In Scandinavia

Come sempre non sapevo cosa avrei visto alla mostra verso la quale mi stavo avvicinando, passo dopo passo, con la solita avversione per il tempo presente in cui siamo costretti ad esistere e già desideravo contenere la possibile delusione entro una scala comunque accettabile di rimpianti e possibili recuperi di dignità. Il fatto che i due artisti provenissero dalla Scandinavia non mi aiutava ad immaginare le forme che le opere potevano assumere.

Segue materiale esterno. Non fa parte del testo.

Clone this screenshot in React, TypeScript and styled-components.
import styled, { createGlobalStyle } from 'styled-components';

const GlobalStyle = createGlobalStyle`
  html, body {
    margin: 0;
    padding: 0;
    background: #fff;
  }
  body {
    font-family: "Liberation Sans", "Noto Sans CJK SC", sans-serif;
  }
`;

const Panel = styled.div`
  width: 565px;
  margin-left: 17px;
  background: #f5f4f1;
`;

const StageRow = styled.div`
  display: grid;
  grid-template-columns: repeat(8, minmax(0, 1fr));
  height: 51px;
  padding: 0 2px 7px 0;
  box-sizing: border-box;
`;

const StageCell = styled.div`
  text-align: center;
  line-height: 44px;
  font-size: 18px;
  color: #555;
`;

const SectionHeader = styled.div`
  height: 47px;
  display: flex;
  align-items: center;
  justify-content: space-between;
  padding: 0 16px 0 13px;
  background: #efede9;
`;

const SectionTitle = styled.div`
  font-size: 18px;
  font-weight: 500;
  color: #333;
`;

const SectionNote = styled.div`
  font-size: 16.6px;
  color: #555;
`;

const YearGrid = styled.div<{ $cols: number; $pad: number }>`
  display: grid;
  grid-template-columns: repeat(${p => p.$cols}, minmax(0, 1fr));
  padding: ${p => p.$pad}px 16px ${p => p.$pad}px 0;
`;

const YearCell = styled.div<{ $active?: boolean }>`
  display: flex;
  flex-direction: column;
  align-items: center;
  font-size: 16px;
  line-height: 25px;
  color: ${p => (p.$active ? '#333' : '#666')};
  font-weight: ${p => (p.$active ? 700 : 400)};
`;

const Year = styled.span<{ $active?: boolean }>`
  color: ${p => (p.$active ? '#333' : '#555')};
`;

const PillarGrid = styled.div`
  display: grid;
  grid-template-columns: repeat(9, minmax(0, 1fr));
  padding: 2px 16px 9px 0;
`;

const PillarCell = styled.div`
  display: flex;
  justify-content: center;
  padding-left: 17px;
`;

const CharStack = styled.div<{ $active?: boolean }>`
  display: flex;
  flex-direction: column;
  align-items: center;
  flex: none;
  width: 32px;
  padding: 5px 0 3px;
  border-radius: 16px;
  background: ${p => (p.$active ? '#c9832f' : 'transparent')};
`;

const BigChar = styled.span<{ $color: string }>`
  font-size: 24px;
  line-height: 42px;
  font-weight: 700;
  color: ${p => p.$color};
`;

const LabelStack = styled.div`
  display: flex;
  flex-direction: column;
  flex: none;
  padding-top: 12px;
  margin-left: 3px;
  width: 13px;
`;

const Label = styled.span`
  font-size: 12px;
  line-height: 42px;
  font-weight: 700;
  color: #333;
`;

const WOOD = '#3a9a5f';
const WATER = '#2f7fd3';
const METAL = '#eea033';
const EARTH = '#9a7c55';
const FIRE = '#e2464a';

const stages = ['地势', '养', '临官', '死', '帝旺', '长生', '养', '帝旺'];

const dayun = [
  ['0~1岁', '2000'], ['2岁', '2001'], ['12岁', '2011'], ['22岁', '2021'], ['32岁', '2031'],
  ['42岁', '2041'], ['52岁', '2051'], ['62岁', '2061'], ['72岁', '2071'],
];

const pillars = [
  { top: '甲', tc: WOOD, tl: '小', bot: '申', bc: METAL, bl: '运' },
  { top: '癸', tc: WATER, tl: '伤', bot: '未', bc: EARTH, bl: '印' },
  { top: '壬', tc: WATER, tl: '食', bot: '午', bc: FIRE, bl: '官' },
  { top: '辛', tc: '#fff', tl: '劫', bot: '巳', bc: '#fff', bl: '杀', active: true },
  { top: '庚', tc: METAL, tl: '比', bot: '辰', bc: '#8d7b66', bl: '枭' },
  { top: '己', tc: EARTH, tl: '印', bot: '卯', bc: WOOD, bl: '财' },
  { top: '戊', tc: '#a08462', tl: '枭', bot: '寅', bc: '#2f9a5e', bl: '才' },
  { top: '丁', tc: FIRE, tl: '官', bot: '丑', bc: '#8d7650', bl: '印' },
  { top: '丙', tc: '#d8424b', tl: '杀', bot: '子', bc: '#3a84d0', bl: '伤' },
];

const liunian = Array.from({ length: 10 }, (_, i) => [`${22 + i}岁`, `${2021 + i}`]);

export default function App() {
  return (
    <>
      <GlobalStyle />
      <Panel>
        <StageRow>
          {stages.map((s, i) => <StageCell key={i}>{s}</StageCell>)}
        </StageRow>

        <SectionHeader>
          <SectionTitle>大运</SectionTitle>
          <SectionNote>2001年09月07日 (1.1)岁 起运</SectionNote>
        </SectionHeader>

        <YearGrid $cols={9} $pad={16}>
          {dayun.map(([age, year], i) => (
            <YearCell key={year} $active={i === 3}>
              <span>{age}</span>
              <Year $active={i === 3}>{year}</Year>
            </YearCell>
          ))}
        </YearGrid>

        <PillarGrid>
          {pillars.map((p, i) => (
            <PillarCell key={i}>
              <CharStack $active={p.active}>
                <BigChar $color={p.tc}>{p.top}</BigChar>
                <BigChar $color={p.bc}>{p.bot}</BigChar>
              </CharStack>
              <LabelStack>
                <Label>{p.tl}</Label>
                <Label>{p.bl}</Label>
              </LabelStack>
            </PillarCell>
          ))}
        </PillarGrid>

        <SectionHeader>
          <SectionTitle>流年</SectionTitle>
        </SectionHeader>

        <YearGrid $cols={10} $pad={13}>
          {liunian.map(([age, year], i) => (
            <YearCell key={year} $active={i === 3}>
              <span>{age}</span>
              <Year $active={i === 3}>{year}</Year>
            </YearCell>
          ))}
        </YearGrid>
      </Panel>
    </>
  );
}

Parlando di arti figurative non conosco i contesti, gli stili in atto, le mappe delle attività svolte dalle nuove generazioni nel grande nord dell’Europa. Se ascoltiamo musica jazz è un altro discorso: tutti sanno che in quelle terre vengono prodotte musiche inedite, a volte eleganti messe a fuoco di tradizioni lontane, in altri casi sorprendenti e incendiate operazioni anarchiche, rivolte a corrodere le strutture in nome di una espressività tutta liberata, senza alcuna paura di esagerare, nessuna facilità concessa al pubblico, con il solo imperativo di lasciare esplodere l’energia e poi si andrà dove è necessario andare. 

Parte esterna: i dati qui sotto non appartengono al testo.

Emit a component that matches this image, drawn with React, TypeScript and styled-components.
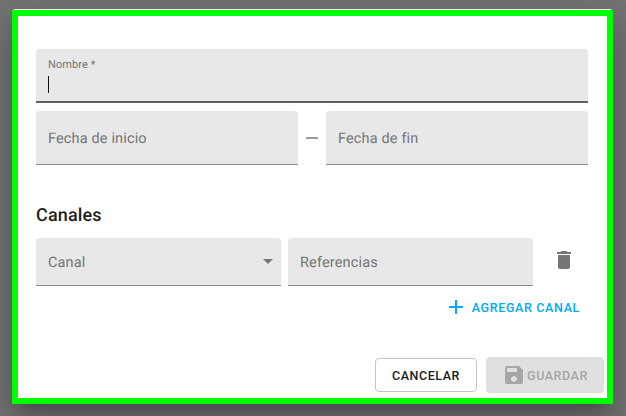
import React from "react";
import { createGlobalStyle, styled } from "styled-components";

const GlobalStyle = createGlobalStyle`
  html, body {
    margin: 0;
    padding: 0;
    width: 626px;
    height: 416px;
    overflow: hidden;
    background: #757575;
    font-family: Roboto, "Liberation Sans", sans-serif;
    text-rendering: geometricPrecision;
  }
  * {
    box-sizing: border-box;
  }
`;

const Backdrop = styled.div`
  width: 626px;
  height: 416px;
  padding: 9px 13px 12px 12px;
  background: #757575;
`;

const Dialog = styled.div`
  height: 395px;
  padding-top: 1px;
  background: #fff;
  border-radius: 4px 4px 0 0;
  box-shadow:
    0 11px 15px -7px rgba(0, 0, 0, 0.2),
    0 24px 38px 3px rgba(0, 0, 0, 0.14),
    0 9px 46px 8px rgba(0, 0, 0, 0.12);
`;

const DialogFrame = styled.div`
  height: 394px;
  border: 6px solid #00ff00;
  background: #fff;
  padding: 33px 19px 0 18px;
  display: flex;
  flex-direction: column;
`;

const FieldBox = styled.div<{ $height: number; $focused?: boolean; $width?: number }>`
  position: relative;
  height: ${(p) => p.$height}px;
  ${(p) => (p.$width ? `width: ${p.$width}px; flex: none;` : "flex: 1;")}
  padding: 0 12px;
  display: flex;
  align-items: center;
  justify-content: space-between;
  background: #e8e8e8;
  border-radius: 4px 4px 0 0;
  border-bottom: ${(p) => (p.$focused ? "2px solid #616161" : "1px solid #8c8c8c")};
`;

const FieldPlaceholder = styled.span`
  padding-top: 2px;
  font-size: 14.5px;
  line-height: 20px;
  letter-spacing: 0.15px;
  color: #757575;
`;

const FocusedField = styled(FieldBox)`
  flex: none;
  flex-direction: column;
  align-items: flex-start;
  justify-content: flex-start;
  padding-top: 9px;
`;

const SmallLabel = styled.label`
  font-size: 11px;
  line-height: 13px;
  letter-spacing: 0.1px;
  color: #757575;
`;

const Caret = styled.span`
  width: 1px;
  height: 17px;
  margin-top: 5px;
  background: #111;
`;

const DateRow = styled.div`
  display: flex;
  align-items: center;
  margin-top: 8px;
`;

const RangeDash = styled.span`
  width: 12px;
  height: 2px;
  margin: 0 8px;
  flex: none;
  background: #9a9a9a;
`;

const SectionTitle = styled.h2`
  margin: 41px 0 0;
  font-size: 18px;
  line-height: 20px;
  font-weight: 500;
  letter-spacing: 0.15px;
  color: #212121;
`;

const ChannelRow = styled.div`
  display: flex;
  align-items: center;
  gap: 7px;
  margin-top: 12px;
`;

const SelectArrow = styled.span`
  width: 0;
  height: 0;
  border-left: 5px solid transparent;
  border-right: 5px solid transparent;
  border-top: 5px solid #757575;
  margin-right: -4px;
`;

const IconButton = styled.button`
  width: 48px;
  height: 48px;
  padding: 0;
  border: none;
  background: none;
  display: flex;
  align-items: center;
  justify-content: center;
  margin-top: -4px;
`;

const AddRow = styled.div`
  display: flex;
  justify-content: flex-end;
  margin-top: 8px;
`;

const AddButton = styled.button`
  display: flex;
  align-items: center;
  gap: 4px;
  height: 26px;
  padding: 0 8px 0 0;
  border: none;
  background: none;
  color: #03a9f4;
  font-family: inherit;
  font-size: 12.5px;
  font-weight: 500;
  letter-spacing: 0.65px;
`;

const Actions = styled.div`
  display: flex;
  justify-content: flex-end;
  align-items: center;
  gap: 9px;
  margin: 37px -16px 0 0;
`;

const OutlineButton = styled.button`
  width: 102px;
  height: 34px;
  border: 1px solid #c4c4c4;
  border-radius: 4px;
  background: #fff;
  color: #212121;
  font-family: inherit;
  font-size: 12.5px;
  font-weight: 500;
  letter-spacing: 0.55px;
`;

const DisabledButton = styled.button`
  width: 118px;
  height: 36px;
  padding: 0;
  border: none;
  border-radius: 4px;
  background: #e0e0e0;
  color: #a6a6a6;
  font-family: inherit;
  font-size: 12.5px;
  font-weight: 500;
  letter-spacing: 0.55px;
  display: flex;
  align-items: center;
  justify-content: center;
  gap: 1px;
`;

type IconProps = { d: string; size: number; color: string };

const Icon = ({ d, size, color }: IconProps) => (
  <svg width={size} height={size} viewBox="0 0 24 24" fill={color}>
    <path d={d} />
  </svg>
);

const DELETE_ICON =
  "M6 19c0 1.1.9 2 2 2h8c1.1 0 2-.9 2-2V7H6v12zM19 4h-3.5l-1-1h-5l-1 1H5v2h14V4z";
const ADD_ICON = "M19 13h-6v6h-2v-6H5v-2h6V5h2v6h6v2z";
const SAVE_ICON =
  "M17 3H5c-1.11 0-2 .9-2 2v14c0 1.1.89 2 2 2h14c1.1 0 2-.9 2-2V7l-4-4zm-5 16c-1.66 0-3-1.34-3-3s1.34-3 3-3 3 1.34 3 3-1.34 3-3 3zm3-10H5V5h10v4z";

export default function App() {
  return (
    <>
      <GlobalStyle />
      <Backdrop>
        <Dialog>
          <DialogFrame>
            <FocusedField $height={54} $focused>
              <SmallLabel>Nombre *</SmallLabel>
              <Caret />
            </FocusedField>
            <DateRow>
              <FieldBox $height={54}>
                <FieldPlaceholder>Fecha de inicio</FieldPlaceholder>
              </FieldBox>
              <RangeDash />
              <FieldBox $height={54}>
                <FieldPlaceholder>Fecha de fin</FieldPlaceholder>
              </FieldBox>
            </DateRow>
            <SectionTitle>Canales</SectionTitle>
            <ChannelRow>
              <FieldBox $height={48} $width={245}>
                <FieldPlaceholder>Canal</FieldPlaceholder>
                <SelectArrow />
              </FieldBox>
              <FieldBox $height={48} $width={245}>
                <FieldPlaceholder>Referencias</FieldPlaceholder>
              </FieldBox>
              <IconButton>
                <Icon d={DELETE_ICON} size={24} color="#757575" />
              </IconButton>
            </ChannelRow>
            <AddRow>
              <AddButton>
                <Icon d={ADD_ICON} size={24} color="#03a9f4" />
                AGREGAR CANAL
              </AddButton>
            </AddRow>
            <Actions>
              <OutlineButton>CANCELAR</OutlineButton>
              <DisabledButton>
                <Icon d={SAVE_ICON} size={24} color="#a6a6a6" />
                GUARDAR
              </DisabledButton>
            </Actions>
          </DialogFrame>
        </Dialog>
      </Backdrop>
    </>
  );
}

Arrivato davanti alla galleria, vista la vetrina coperta dalla rete scura dello svedese Klas Eriksson, con gli aeroplani di carta bianca imprigionati dentro le maglie, ho pensato che la mostra mi piaceva già molto, perché i musi appuntiti dei piccoli jet - saggiamente rivolti verso i visitatori che entravano- suggerivano una condizione di prigionia adeguata al periodo attuale. Oggettini utopici bloccati in volo, al tempo stesso la constatazione di un’impossibilità ed un appello alla rivolta. Nelle sale interne, sempre dello stesso autore, ho trovato opere capaci di confermare la vitalità della pittura. Alcune tele astratte -dipinte con tecniche miste, ma soprattutto con inusuali fumogeni colorati –evocavano un romanticismo in technicolor assai gustoso, declinato in forma di riflessione sui confini (ovviamente inesistenti) della pittura contemporanea. 
Al piano sotterraneo, come in una grotta segreta, un deposito dell’inconscio ben organizzato, i lavori del norvegese Be Andr sembrano affermare l’assoluta centralità della matrice linguistica, collocata all’origine di ogni pensiero e forma. Così l’estetica delle opere è letteralmente modellata dalle frasi applicate sopra le superfici specchianti. In un gioco molto sofisticato di rimandi mentali e questioni poste all’occhio dell’osservatore, con rivelazioni che finiscono per rovesciarsi in enigmi. Alla fine, dopo avere a lungo guardato questi segnali, questi residui attivi del linguaggio che tutti parliamo e nessuno di noi possiede realmente, a dominare suprema è la geometria degli spazi visivi. Le matrici letterali promettono al pubblico qualcosa che forse non saranno in grado di mantenere. Dal mio punto di vista questa è una grande emozione.


Trasformative limits. Klas Eriksson, Be Andr. Eduardo Secci Contemporary, via Maggio 51r, Firenze.